I had a great time in L.A. too. My friend Paige and Jenny both are such inspiring moms. Paige has 3 kids and 2 stepkids and both of them speak to their kids so calmly and it just blows me away. I need to plant that image in my mind. I'm sort of like a third of the time calm and a third of the time umm... not. ;) A third of the time a goofball. So that's me... and I have a new mantra which I got from my friend Kate at my Thursday coffee group: My Life is Perfect in Every Way.

Try it - it works amazingly well! Whenever a thought comes into my mind that I'm stressed or worried about something, or if I want something or wish for something I just say "My Life is Perfect in Every Way." It takes the mind off of worry or pining or anything but focusing on the present moment, and manifesting peace and joy!

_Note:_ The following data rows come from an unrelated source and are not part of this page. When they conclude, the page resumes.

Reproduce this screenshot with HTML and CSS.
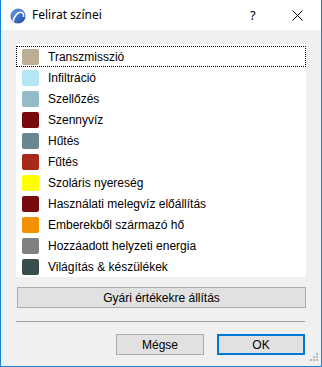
FILE: index.html
```html
<!DOCTYPE html>
<html lang="hu">
<head>
<meta charset="UTF-8" />
<title>Felirat színei</title>
<link rel="stylesheet" href="styles.css">
</head>
<body>
<div class="window">

  <!-- title bar -->
  <div class="titlebar">
    <svg class="appicon" width="16" height="16" viewBox="0 0 16 16">
      <defs>
        <linearGradient id="g" x1="0" y1="0" x2="1" y2="1">
          <stop offset="0" stop-color="#6c9fe6"/>
          <stop offset="1" stop-color="#1d46a3"/>
        </linearGradient>
      </defs>
      <circle cx="8" cy="8" r="7.6" fill="url(#g)"/>
      <path d="M3 13.5 C4.5 7 8 4 11 4.2 C13 4.4 13.8 6.5 13.6 9" fill="none" stroke="#fff" stroke-width="1.6"/>
    </svg>
    <span class="title">Felirat színei</span>
    <span class="help">?</span>
    <svg class="close" width="11" height="11" viewBox="0 0 11 11">
      <path d="M0.5 0.5 L10.5 10.5 M10.5 0.5 L0.5 10.5" stroke="#000" stroke-width="1"/>
    </svg>
  </div>

  <!-- content -->
  <div class="content">
    <ul class="list">
      <li class="row focus"><span class="sw" style="background:#bcae94"></span>Transzmisszió</li>
      <li class="row"><span class="sw" style="background:#b4e6f6"></span>Infiltráció</li>
      <li class="row"><span class="sw" style="background:#93bcc8"></span>Szellőzés</li>
      <li class="row"><span class="sw" style="background:#780a0c"></span>Szennyvíz</li>
      <li class="row"><span class="sw" style="background:#688890"></span>Hűtés</li>
      <li class="row"><span class="sw" style="background:#a8281a"></span>Fűtés</li>
      <li class="row"><span class="sw" style="background:#ffff00"></span>Szoláris nyereség</li>
      <li class="row"><span class="sw" style="background:#780a0c"></span>Használati melegvíz előállítás</li>
      <li class="row"><span class="sw" style="background:#f39200"></span>Emberekből származó hő</li>
      <li class="row"><span class="sw" style="background:#808080"></span>Hozzáadott helyzeti energia</li>
      <li class="row"><span class="sw" style="background:#3b4c4c"></span>Világítás &amp; készülékek</li>
    </ul>

    <button class="btn wide">Gyári értékekre állítás</button>

    <div class="sep"></div>

    <div class="actions">
      <button class="btn">Mégse</button>
      <button class="btn default">OK</button>
    </div>
  </div>

  <svg class="grip" width="12" height="12" viewBox="0 0 12 12">
    <rect x="9" y="1" width="2" height="2" fill="#b8b8b8"/>
    <rect x="6" y="4" width="2" height="2" fill="#b8b8b8"/>
    <rect x="9" y="4" width="2" height="2" fill="#b8b8b8"/>
    <rect x="3" y="7" width="2" height="2" fill="#b8b8b8"/>
    <rect x="6" y="7" width="2" height="2" fill="#b8b8b8"/>
    <rect x="9" y="7" width="2" height="2" fill="#b8b8b8"/>
  </svg>
</div>
</body>
</html>
```

FILE: styles.css
```css
/* reset */
*{margin:0;padding:0;box-sizing:border-box}

body{background:#f0f0f0;font-family:"Liberation Sans",Arial,sans-serif;font-size:12px;color:#000}

/* dialog frame */
.window{
  position:relative;width:322px;height:367px;
  background:#f0f0f0;
  border:1px solid #1883d7;border-top:none
}

/* title bar */
.titlebar{
  height:30px;background:#fff;display:flex;align-items:center;
  padding-left:9px
}
.appicon{flex:none;margin-top:1px}
.title{font-family:"Noto Sans",sans-serif;font-size:12px;margin-left:6px;flex:1;padding-bottom:1px}
.help{font-family:"Noto Sans",sans-serif;font-size:13px;width:14px;margin-right:28px}
.close{margin-right:18px}

/* content */
.content{padding:14px 15px 0}

.list{
  list-style:none;background:#fff;height:233px;padding-top:2px
}
.row{
  height:21px;display:flex;align-items:center;
  border:1px solid transparent;padding-left:5px
}
.row.focus{border:1px dotted #000}
.sw{width:17px;height:16px;border-radius:2px;margin-right:9px;flex:none}

/* buttons */
.btn{
  font-family:"Liberation Sans",Arial,sans-serif;font-size:12px;color:#000;
  background:#e1e1e1;border:1px solid #adadad;height:21px
}
.wide{display:block;width:289px;margin:10px 0 0 1px}

.sep{height:1px;background:#a0a0a0;margin:13px 1px 0 0}

.actions{display:flex;justify-content:flex-end;gap:13px;margin-top:12px;padding-right:1px}
.actions .btn{width:88px}
.btn.default{border:2px solid #0078d7}

/* resize grip */
.grip{position:absolute;right:2px;bottom:2px}
```
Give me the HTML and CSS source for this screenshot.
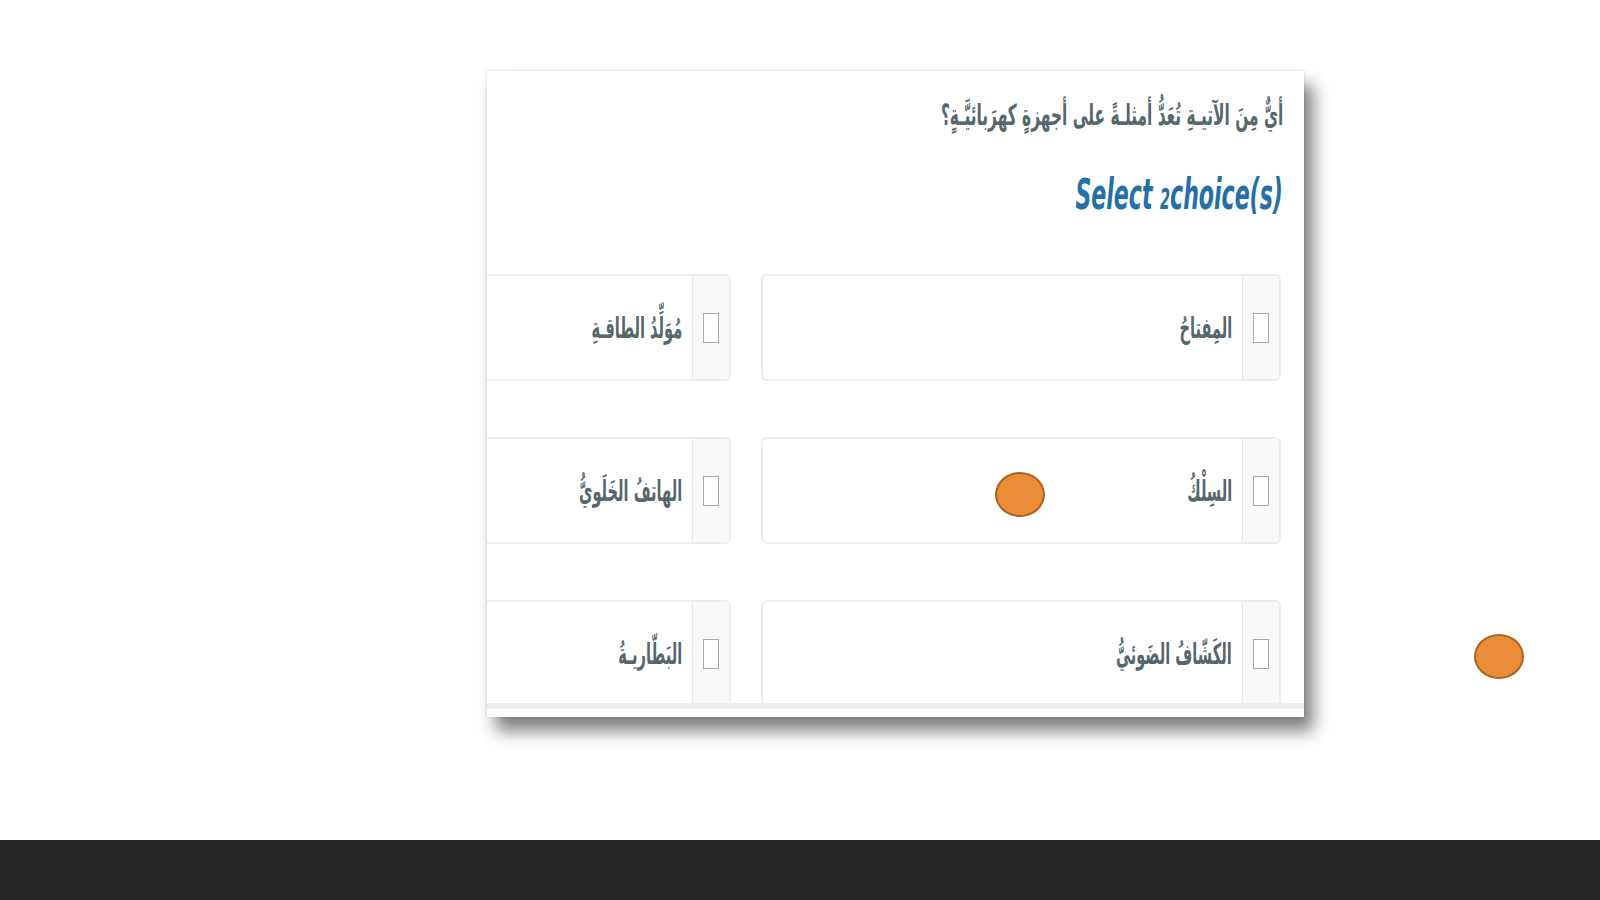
FILE: index.html
```html
<!DOCTYPE html>
<html lang="ar">
<head>
    <meta charset="UTF-8">
    <title>اختيار من متعدد</title>
    <link rel="stylesheet" href="styles.css">
</head>
<body>
    <div class="slide">
        <div class="stage">
            <!-- بطاقة السؤال -->
            <div class="card" dir="rtl">
                <p class="question"><span class="squeeze">أيٌّ مِنَ الآتيـةِ تُعَدُّ أمثلـةً على أجهزةٍ كهرَبائيَّـةٍ؟</span></p>
                <p class="hint"><span class="squeeze" dir="ltr">Select <span class="num">2</span>choice(s)</span></p>

                <div class="choices-wrap">
                    <div class="choices">
                        <label class="choice">
                            <span class="check"><span class="box"></span></span>
                            <span class="text">المِفتاحُ</span>
                        </label>
                        <label class="choice">
                            <span class="check"><span class="box"></span></span>
                            <span class="text">مُوَلِّدُ الطاقـةِ</span>
                        </label>
                        <label class="choice">
                            <span class="check"><span class="box"></span></span>
                            <span class="text">السِلْكُ</span>
                        </label>
                        <label class="choice">
                            <span class="check"><span class="box"></span></span>
                            <span class="text">الهاتفُ الخَلَويُّ</span>
                        </label>
                        <label class="choice">
                            <span class="check"><span class="box"></span></span>
                            <span class="text">الكَشّافُ الضَوئيُّ</span>
                        </label>
                        <label class="choice">
                            <span class="check"><span class="box"></span></span>
                            <span class="text">البَطّاريـةُ</span>
                        </label>
                    </div>
                </div>
            </div>

            <!-- علامات برتقالية -->
            <span class="dot dot-one"></span>
            <span class="dot dot-two"></span>
        </div>

        <div class="footer-bar"></div>
    </div>
</body>
</html>
```

FILE: styles.css
```css
body {
    margin: 0;
    background: #fff;
    font-family: "DejaVu Sans Condensed", "DejaVu Sans", sans-serif;
}

.slide {
    width: 1600px;
    height: 900px;
    display: flex;
    flex-direction: column;
    overflow: hidden;
}

.stage {
    position: relative;
    flex: 1;
    padding: 71px 0 0 487px;
}

.card {
    width: 817px;
    height: 646px;
    box-sizing: border-box;
    background: #fff;
    padding-bottom: 8px;
    overflow: hidden;
    display: flex;
    flex-direction: column;
    box-shadow: 9px 14px 16px rgba(0, 0, 0, 0.5), 0 0 3px rgba(0, 0, 0, 0.15);
}

/* the screenshot text is narrow, squeeze it sideways */
.squeeze {
    display: inline-block;
    transform-origin: right center;
}

.question {
    margin: 24px 0 0;
    padding-right: 21px;
    line-height: 40px;
    font-size: 29px;
    font-weight: bold;
    color: #56676c;
    text-align: right;
}

.question .squeeze {
    transform: scaleX(0.59);
}

.hint {
    margin: 37px 0 0;
    padding-right: 21px;
    line-height: 44px;
    font-style: italic;
    font-weight: bold;
    font-size: 43px;
    color: #2370a6;
    text-align: right;
}

.hint .squeeze {
    transform: scaleX(0.57);
}

.hint .num {
    font-size: 28px;
}

.choices-wrap {
    margin-top: 52px;
    padding-right: 23px;
    height: 430px;
    overflow: hidden;
    border-bottom: 6px solid #eeeeee;
}

.choices {
    display: grid;
    grid-template-columns: 520px 520px;
    grid-auto-rows: 107px;
    column-gap: 30px;
    row-gap: 56px;
}

.choice {
    display: flex;
    align-items: center;
    border: 2px solid #ececec;
    border-radius: 6px;
    background: #fff;
    overflow: hidden;
}

.check {
    align-self: stretch;
    width: 36px;
    flex-shrink: 0;
    background: #f9f9f9;
    border-left: 1px solid #e6e6e6;
    display: flex;
    align-items: center;
    justify-content: center;
}

.box {
    width: 14px;
    height: 28px;
    border: 1.5px solid #a9a9a9;
    background: #fff;
}

.text {
    display: inline-block;
    margin-right: 10px;
    font-size: 29px;
    font-weight: bold;
    color: #56676c;
    transform: scaleX(0.56);
    transform-origin: right center;
}

.dot {
    position: absolute;
    width: 46px;
    height: 41px;
    border-radius: 50%;
    background: #e98e37;
    border: 2px solid #ad6221;
}

.dot-one {
    left: 995px;
    top: 472px;
}

.dot-two {
    left: 1474px;
    top: 634px;
}

.footer-bar {
    height: 60px;
    background: #262626;
}
```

In LA, Paige and I had a peaceful Saturday hanging out at her house, then on Sunday we attended the West Angeles Cathedral where a friend of mine had sung in the choir. It was really cool - I love the soul in the music. Then we went to Malibu to meet Dana, another friend, and went up to Topanga Canyon to watch the sun go down over the hills with the Pacific Ocean in view down the cliff. Wow! Then I went to the airport. One of the amazing things I love about my life is how often I get to visit my friends, who live all over the world, and who I never would be able to see if I didn't have this traveling bohemian adventurous life. My life is perfect in every way! I do love it.

One thing I'm totally stoked about is that after the shark diving trip is over, I'm going to visit the place that literally transformed my life: Warrawee aka the School for Field Studies Center for Rainforest Studies on Queensland's Atherton Tableland, which is about 1 hour inland from the city of Cairns. I did a 3-month study abroad program there when I was a junior in college and fell in love with wildlife ecology, with science, with research. It changed my life in other ways as well, of a personal nature - it was a very life-changing time. I loved Australia so much then that I didn't want to return home - so I didn't. I stayed in Australia traveling and working for another 2 months and that is where I met Jenny as well as my friend Karine who is coming to visit and hang out with us here tomorrow.

So after my shark diving trip, I am going to return to Warrawee and give a talk to the current students about my career as a writer and how the experience influenced me. It will be so cool to see how it's changed, and to experience it all again. I do love my life and all the amazing people I am blessed to know, and get to visit and all the warmth and love and generosity and kindness I experience. It makes the few harsh things I hear so irrelevant and petty as to be like mosquito bites. Usually anyway!